Work to do:
Where the string "this" occurs in the material below, report the whole line.

Supplied data:
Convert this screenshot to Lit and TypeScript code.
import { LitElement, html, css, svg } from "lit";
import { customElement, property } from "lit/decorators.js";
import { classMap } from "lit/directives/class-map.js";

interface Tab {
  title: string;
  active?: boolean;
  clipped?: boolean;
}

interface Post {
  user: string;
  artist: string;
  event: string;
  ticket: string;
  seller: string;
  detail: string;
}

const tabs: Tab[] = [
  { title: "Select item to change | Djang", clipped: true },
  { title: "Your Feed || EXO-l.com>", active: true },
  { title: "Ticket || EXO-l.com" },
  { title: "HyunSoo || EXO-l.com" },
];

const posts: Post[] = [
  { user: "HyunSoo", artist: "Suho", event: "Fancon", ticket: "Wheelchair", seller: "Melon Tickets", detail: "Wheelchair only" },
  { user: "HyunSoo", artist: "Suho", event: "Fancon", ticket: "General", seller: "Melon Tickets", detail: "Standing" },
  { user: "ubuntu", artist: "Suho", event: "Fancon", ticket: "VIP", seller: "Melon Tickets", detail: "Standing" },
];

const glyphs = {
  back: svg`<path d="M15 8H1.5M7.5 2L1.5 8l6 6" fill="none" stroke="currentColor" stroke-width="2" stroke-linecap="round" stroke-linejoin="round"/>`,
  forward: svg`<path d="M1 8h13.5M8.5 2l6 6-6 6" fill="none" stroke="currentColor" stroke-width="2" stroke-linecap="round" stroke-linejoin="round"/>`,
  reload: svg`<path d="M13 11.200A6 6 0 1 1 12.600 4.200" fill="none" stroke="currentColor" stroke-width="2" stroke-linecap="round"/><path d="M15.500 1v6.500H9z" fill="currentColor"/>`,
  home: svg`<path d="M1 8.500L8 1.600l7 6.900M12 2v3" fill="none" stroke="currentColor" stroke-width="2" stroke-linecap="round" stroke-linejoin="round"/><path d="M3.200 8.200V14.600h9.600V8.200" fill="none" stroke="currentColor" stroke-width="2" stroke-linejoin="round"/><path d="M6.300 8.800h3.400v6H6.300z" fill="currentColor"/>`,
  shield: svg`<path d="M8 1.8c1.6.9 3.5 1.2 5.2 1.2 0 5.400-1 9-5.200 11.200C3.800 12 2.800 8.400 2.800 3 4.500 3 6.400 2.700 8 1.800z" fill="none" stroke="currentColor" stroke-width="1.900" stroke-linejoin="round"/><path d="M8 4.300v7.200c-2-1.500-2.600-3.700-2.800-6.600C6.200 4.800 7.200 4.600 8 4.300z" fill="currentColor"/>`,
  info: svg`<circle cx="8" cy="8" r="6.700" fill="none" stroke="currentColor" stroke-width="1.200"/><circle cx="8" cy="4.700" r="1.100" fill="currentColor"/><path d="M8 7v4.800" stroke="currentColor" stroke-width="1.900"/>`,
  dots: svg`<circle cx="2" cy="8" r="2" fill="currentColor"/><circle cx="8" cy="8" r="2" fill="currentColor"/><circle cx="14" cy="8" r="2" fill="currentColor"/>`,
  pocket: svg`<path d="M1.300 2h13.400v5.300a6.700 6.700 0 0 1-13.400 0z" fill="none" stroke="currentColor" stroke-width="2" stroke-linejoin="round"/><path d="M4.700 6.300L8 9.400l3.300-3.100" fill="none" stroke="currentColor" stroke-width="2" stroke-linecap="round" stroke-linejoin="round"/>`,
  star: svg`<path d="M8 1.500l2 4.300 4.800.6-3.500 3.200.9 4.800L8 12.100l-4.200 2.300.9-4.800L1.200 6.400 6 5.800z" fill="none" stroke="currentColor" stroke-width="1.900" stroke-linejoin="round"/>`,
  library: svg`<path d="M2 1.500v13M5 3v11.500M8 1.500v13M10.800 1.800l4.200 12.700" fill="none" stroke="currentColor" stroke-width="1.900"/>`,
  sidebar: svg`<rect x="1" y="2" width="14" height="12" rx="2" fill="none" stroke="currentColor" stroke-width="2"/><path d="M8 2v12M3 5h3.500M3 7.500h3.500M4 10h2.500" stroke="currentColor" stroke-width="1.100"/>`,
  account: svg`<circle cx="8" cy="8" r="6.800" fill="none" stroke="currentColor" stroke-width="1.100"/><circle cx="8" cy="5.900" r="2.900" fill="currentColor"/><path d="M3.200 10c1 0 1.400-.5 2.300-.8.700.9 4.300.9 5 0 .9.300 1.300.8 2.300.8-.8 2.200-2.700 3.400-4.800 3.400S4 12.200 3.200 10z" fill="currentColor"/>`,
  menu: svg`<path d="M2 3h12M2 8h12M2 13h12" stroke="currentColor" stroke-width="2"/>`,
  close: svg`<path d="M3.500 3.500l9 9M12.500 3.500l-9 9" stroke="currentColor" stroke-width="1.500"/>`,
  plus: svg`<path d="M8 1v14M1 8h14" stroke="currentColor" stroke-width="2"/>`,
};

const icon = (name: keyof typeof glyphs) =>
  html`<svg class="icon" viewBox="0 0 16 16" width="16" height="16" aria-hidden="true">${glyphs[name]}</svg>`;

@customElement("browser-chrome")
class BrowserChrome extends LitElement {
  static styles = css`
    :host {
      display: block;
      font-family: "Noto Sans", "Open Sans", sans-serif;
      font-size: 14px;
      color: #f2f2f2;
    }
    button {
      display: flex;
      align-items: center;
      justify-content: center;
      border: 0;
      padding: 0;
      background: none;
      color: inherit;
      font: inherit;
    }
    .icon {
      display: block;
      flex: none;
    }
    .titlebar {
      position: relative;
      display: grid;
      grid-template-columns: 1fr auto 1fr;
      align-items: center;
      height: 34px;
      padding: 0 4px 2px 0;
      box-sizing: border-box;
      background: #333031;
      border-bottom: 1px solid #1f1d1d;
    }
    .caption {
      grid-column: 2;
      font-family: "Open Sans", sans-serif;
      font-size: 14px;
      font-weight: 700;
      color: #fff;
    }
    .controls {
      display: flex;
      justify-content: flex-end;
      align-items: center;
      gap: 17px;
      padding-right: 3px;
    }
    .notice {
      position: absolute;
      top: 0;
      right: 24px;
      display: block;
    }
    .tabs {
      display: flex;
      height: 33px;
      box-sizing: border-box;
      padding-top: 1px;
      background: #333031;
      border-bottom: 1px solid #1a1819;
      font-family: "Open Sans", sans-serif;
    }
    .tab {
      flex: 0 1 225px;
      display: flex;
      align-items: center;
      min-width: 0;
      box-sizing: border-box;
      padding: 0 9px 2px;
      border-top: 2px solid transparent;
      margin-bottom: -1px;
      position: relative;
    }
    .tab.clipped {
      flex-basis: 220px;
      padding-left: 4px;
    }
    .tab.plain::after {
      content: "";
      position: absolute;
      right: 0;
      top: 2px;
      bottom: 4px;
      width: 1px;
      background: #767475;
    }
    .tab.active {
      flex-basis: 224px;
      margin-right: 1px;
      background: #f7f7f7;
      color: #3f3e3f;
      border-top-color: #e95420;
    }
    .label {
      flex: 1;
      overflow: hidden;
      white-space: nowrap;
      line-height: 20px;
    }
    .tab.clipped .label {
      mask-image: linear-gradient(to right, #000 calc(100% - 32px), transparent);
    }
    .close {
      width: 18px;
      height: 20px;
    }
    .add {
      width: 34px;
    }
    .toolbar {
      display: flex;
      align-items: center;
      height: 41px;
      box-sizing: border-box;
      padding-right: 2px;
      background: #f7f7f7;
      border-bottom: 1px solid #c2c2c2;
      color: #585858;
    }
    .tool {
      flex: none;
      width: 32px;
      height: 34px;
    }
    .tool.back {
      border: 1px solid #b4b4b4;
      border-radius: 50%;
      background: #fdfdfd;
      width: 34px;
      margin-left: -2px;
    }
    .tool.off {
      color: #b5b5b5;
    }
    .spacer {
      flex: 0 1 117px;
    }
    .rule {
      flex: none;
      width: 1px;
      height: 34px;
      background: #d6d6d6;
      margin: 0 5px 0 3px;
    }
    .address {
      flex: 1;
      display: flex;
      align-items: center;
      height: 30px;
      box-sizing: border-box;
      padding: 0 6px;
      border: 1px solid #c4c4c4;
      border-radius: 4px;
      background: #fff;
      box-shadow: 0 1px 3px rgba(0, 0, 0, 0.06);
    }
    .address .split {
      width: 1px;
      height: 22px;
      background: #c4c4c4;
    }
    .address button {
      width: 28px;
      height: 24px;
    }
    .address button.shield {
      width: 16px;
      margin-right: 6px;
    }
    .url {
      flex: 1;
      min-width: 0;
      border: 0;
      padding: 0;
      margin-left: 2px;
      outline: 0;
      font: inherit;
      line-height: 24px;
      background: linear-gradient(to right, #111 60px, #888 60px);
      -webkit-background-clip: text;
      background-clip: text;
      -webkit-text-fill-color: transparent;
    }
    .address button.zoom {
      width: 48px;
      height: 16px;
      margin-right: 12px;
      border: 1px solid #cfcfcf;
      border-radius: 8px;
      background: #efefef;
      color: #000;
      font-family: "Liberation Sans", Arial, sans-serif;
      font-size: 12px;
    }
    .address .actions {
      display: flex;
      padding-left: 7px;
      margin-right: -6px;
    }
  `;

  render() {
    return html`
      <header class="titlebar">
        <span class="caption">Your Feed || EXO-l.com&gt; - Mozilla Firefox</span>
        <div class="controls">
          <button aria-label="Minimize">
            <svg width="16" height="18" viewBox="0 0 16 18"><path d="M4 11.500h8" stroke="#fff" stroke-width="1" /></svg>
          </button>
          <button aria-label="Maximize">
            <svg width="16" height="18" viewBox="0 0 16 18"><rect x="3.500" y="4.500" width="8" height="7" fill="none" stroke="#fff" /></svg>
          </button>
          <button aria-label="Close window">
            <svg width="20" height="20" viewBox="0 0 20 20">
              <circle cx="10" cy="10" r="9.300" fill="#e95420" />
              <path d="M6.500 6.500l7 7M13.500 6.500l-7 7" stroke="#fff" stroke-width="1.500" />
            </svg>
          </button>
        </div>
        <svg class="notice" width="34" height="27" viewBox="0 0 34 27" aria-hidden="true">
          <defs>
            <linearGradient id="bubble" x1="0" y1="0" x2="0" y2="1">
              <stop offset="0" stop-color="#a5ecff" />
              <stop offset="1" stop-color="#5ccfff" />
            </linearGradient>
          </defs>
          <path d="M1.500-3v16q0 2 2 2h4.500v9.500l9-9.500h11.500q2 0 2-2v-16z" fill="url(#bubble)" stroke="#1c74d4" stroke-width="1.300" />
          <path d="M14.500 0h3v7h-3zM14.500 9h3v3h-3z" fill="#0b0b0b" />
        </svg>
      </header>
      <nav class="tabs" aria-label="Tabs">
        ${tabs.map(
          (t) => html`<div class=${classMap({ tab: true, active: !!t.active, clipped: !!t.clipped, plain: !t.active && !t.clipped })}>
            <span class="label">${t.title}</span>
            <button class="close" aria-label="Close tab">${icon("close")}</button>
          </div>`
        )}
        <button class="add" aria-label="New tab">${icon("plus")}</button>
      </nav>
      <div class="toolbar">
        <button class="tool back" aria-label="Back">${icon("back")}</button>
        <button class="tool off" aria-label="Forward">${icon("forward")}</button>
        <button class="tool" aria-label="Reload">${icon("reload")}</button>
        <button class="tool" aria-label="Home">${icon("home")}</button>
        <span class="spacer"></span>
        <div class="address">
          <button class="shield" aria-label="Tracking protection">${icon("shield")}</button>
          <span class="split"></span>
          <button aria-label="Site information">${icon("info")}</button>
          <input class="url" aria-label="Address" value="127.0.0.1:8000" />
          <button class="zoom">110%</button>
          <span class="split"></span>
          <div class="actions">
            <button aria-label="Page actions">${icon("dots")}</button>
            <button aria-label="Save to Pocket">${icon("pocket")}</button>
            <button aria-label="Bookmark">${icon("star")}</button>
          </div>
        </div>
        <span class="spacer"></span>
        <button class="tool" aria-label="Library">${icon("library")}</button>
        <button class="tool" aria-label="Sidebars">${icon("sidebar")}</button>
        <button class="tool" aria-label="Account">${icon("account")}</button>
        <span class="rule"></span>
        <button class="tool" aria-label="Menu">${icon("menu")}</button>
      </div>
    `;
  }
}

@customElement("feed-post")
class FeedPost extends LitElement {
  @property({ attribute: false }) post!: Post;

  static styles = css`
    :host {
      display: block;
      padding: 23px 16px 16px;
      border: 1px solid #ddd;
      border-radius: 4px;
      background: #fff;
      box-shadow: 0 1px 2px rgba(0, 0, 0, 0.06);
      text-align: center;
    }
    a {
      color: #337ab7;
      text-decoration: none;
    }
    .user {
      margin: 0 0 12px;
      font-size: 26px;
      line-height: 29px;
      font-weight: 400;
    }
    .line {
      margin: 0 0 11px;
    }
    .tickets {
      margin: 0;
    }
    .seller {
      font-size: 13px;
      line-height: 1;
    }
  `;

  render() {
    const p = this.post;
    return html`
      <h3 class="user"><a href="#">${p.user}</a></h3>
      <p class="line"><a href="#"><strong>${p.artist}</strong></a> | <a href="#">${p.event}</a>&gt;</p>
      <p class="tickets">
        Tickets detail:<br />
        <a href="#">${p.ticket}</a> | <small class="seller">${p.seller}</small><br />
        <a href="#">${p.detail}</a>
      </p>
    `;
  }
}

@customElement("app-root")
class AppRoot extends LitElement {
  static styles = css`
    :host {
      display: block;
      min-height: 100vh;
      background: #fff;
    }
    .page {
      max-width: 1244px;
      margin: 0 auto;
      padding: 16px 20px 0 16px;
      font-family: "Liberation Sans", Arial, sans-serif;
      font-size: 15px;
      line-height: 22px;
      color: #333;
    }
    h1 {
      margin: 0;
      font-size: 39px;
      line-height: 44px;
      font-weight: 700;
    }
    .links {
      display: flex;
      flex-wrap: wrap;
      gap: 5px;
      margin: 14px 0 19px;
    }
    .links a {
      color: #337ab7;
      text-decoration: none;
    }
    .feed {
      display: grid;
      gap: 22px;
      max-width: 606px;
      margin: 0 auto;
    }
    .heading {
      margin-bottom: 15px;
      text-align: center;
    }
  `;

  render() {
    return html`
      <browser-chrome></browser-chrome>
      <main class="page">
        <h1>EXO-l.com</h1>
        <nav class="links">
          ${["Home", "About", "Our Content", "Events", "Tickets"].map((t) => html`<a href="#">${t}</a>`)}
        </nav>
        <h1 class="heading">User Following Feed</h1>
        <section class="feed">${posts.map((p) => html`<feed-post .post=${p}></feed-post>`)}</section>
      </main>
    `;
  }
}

Reply:
Convert this screenshot to Lit and TypeScript code.
    const p = this.post;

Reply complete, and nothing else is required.